Though the kid must have been about 4 when my husband told me this story. The kid is actually our second child. We lost our first. DH kept a picture of our first on his dresser along with a few other pics of family. DD went in pointing out faces, “That’s my cousin. That’s my other cousin, That’s me. That’s mommy. That’s me”.
(imagine the tone of a argument between an adult and a four year old and then precede to read LOL )
DH: Uh…that’s not you. (I swear they were identical at birth)
DD: No it’s me.
DH: No it’s not.
DD: Yes it is.
DH: Noooo.
DD: Whoooooooo?
DH said to me later he wasn’t sure how to tell a 4 year old about still births. So he just said this, “Mommy and Daddy love each other. Before you we had another baby. But he died and he went to heaven.”
DD looked at him and stated, “Can I have a minute?” DH was totally stupefied by this request.
He left for a couple of minutes. When he came in and she had the picture in her hands looking with tears falling down her face. He gently asked what was wrong. “I have a brother. But I can’t play with him.”
DH: “You’re lucky though.
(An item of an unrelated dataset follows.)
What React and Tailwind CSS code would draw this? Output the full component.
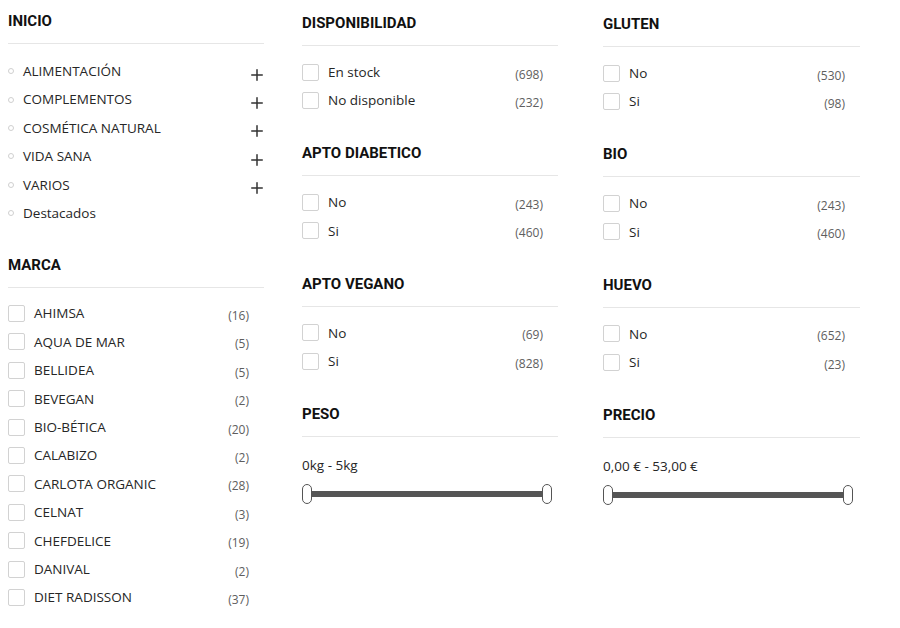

Not a lot of people know who exactly their guardian angel is”.
For me I blubbering idiot when I got home and he told me this story.
It showed me though she understood the concept (for a four year old), that death means gone.
She’s now 12, and has gone through more grief from life. But I think we’ve done ok as just as when she was little we talk and keep the lines open for any questions 🙂
Totally gonna hate it when she hits high school and thinks her parents don’t have the answers anymore LOL.
Wow thank you for sharing your story! I’m sorry about your loss – you’re right about guardian angel and I believe they exist and watch over us. It’s incredible how kids are able to understand and accept that death is a part of life, when you talk about it openly with them.